The opinion of the court was delivered by: (judge Caputo)
Presently before the Court is the plaintiff's motion seeking leave to file an amended complaint. (Doc. 16.) Because the proposed amended complaint states a claim upon which relief may be granted, the motion will be granted.
Cathy Lee Jones brought this action against Investment Retrievers, LLC and Louis Swartz, invidually and on behalf of Swartz, Lovejoy & Associates, LLP, alleging that the defendants violated the Fair Debt Collection Practices Act (FDCPA). The defendants moved to dismiss, and the Court granted the motions in part on April 25, 2011. The Court further noted its concern that the plaintiff did not properly allege conduct violating the FDCPA and requested briefing on the issue or the filing of a motion seeking leave to amend. The plaintiff moves for leave to amend her complaint (Doc. 16), and the defendants oppose the motion, arguing that the proposed amended complaint does not state a claim against them and thus amendment would be futile. The Court disagrees, and leave to amend will be granted.
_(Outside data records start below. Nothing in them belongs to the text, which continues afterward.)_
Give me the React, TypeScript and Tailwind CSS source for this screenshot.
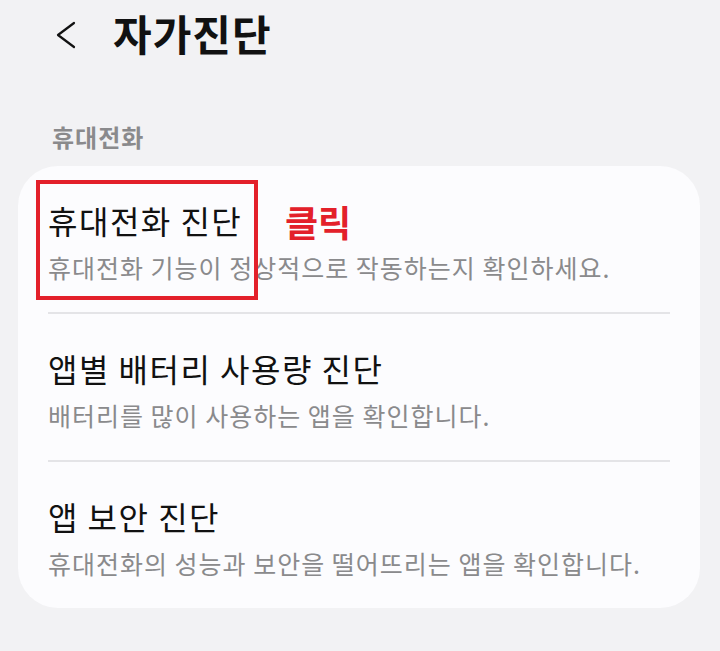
const items = [
  { title: '휴대전화 진단', desc: '휴대전화 기능이 정상적으로 작동하는지 확인하세요.' },
  { title: '앱별 배터리 사용량 진단', desc: '배터리를 많이 사용하는 앱을 확인합니다.' },
  { title: '앱 보안 진단', desc: '휴대전화의 성능과 보안을 떨어뜨리는 앱을 확인합니다.' },
];

export default function App() {
  return (
    <div
      className="w-[720px] h-[651px] bg-[#f2f2f4] overflow-hidden"
      style={{ fontFamily: "'Noto Sans CJK KR', 'Noto Sans', sans-serif" }}
    >
      <header className="flex items-center h-[70px] pl-[55px] gap-[36px]">
        <svg width="22" height="28" viewBox="0 0 22 28" fill="none" className="text-[#111]">
          <polyline points="19,2 3,14 19,26" stroke="currentColor" strokeWidth="2.2" strokeLinecap="round" strokeLinejoin="round" />
        </svg>
        <h1 className="text-[42px] font-bold text-[#111] leading-none tracking-[1px] -mt-[4px]">자가진단</h1>
      </header>

      <div className="mt-[52px] pl-[52px] text-[24px] font-bold text-[#8a8a8c] leading-[30px] tracking-[1px]">휴대전화</div>

      <section className="relative mt-[14px] mx-[18px] w-[682px] bg-[#fcfcfe] rounded-[40px]">
        {items.map((item, i) => (
          <div key={item.title}>
            {i > 0 && <div className="mx-[30px] h-[2px] bg-[#e4e4e7]" />}
            <div className="pl-[30px] pt-[36px] pb-[30px]">
              <div className="text-[32px] text-[#111] leading-[36px] tracking-[1.5px]">{item.title}</div>
              <div className="mt-[14px] text-[25px] text-[#8a8a8c] leading-[30px] tracking-[1px]">{item.desc}</div>
            </div>
          </div>
        ))}

        <div className="absolute left-[18px] top-[14px] w-[222px] h-[120px] border-[4px] border-[#e3202a]" />
        <span className="absolute left-[267px] top-[35px] text-[36px] font-bold text-[#e3202a] leading-[40px]">
          클릭
        </span>
      </section>
    </div>
  );
}
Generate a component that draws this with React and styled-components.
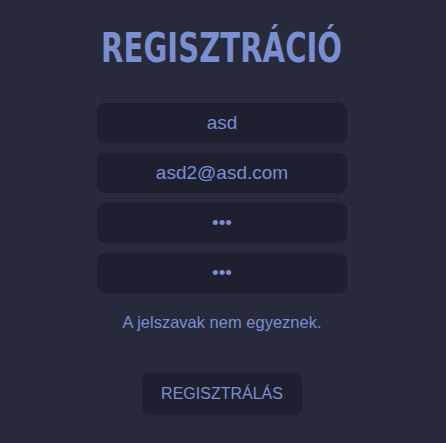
import React from 'react';
import styled, { createGlobalStyle } from 'styled-components';

const GlobalStyle = createGlobalStyle`
  html, body {
    margin: 0;
    padding: 0;
    background: #262a3b;
  }
  body {
    font-family: "Liberation Sans", Arial, sans-serif;
  }
`;

const Page = styled.div`
  min-height: 443px;
  padding-right: 2px;
  display: flex;
  flex-direction: column;
  align-items: center;
  background: #262a3b;
`;

const Title = styled.h1`
  margin: 25px 0 0;
  font-family: "DejaVu Sans Condensed", "DejaVu Sans", sans-serif;
  font-weight: 700;
  font-size: 41px;
  line-height: 46px;
  color: #7b8ecf;
  transform: scaleX(0.79);
`;

const Form = styled.form`
  margin-top: 32px;
  width: 250px;
  display: flex;
  flex-direction: column;
  gap: 10px;
`;

const Input = styled.input`
  box-sizing: border-box;
  width: 100%;
  height: 40px;
  border: none;
  outline: none;
  border-radius: 8px;
  background: #1e2030;
  color: #7b8ecf;
  text-align: center;
  font-family: "Liberation Sans", Arial, sans-serif;
  font-size: 19px;
`;

const ErrorText = styled.p`
  margin: 10px 0 0;
  text-align: center;
  font-size: 16.5px;
  color: #7b8ecf;
`;

const Button = styled.button`
  margin-top: 41px;
  width: 160px;
  height: 42px;
  border: none;
  border-radius: 8px;
  background: #1e2030;
  color: #7b8ecf;
  font-family: "Liberation Sans", Arial, sans-serif;
  font-size: 16px;
`;

const App = () => (
  <Page>
    <GlobalStyle />
    <Title>REGISZTRÁCIÓ</Title>
    <Form onSubmit={(e) => e.preventDefault()}>
      <Input type="text" defaultValue="asd" />
      <Input type="email" defaultValue="asd2@asd.com" />
      <Input type="password" defaultValue="asd" />
      <Input type="password" defaultValue="asd" />
      <ErrorText>A jelszavak nem egyeznek.</ErrorText>
    </Form>
    <Button type="button">REGISZTRÁLÁS</Button>
  </Page>
);

export default App;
The court may deny leave to amend where amendment would be futile. See In re Burlington Coat Factory Sec. Litig., 114 F.3d 1410, 1434 (3d Cir. 1997).
"Futility" means that the complaint, as amended, would fail to state a claim upon which relief could be granted. In assessing "futility," the District Court applies the same standard of legal sufficiency as applies under Rule 12(b)(6). Accordingly, if a claim is vulnerable to dismissal under Rule 12(b)(6), but the plaintiff moves to amend, leave to amend generally must be granted unless the amendment would not cure the deficiency.
Shane v. Fauver, 213 F.3d 113, 115 (3d Cir. 2000). Thus, the court analyzes the complaint using the same standard used on a motion to dismiss under Rule 12(b)(6).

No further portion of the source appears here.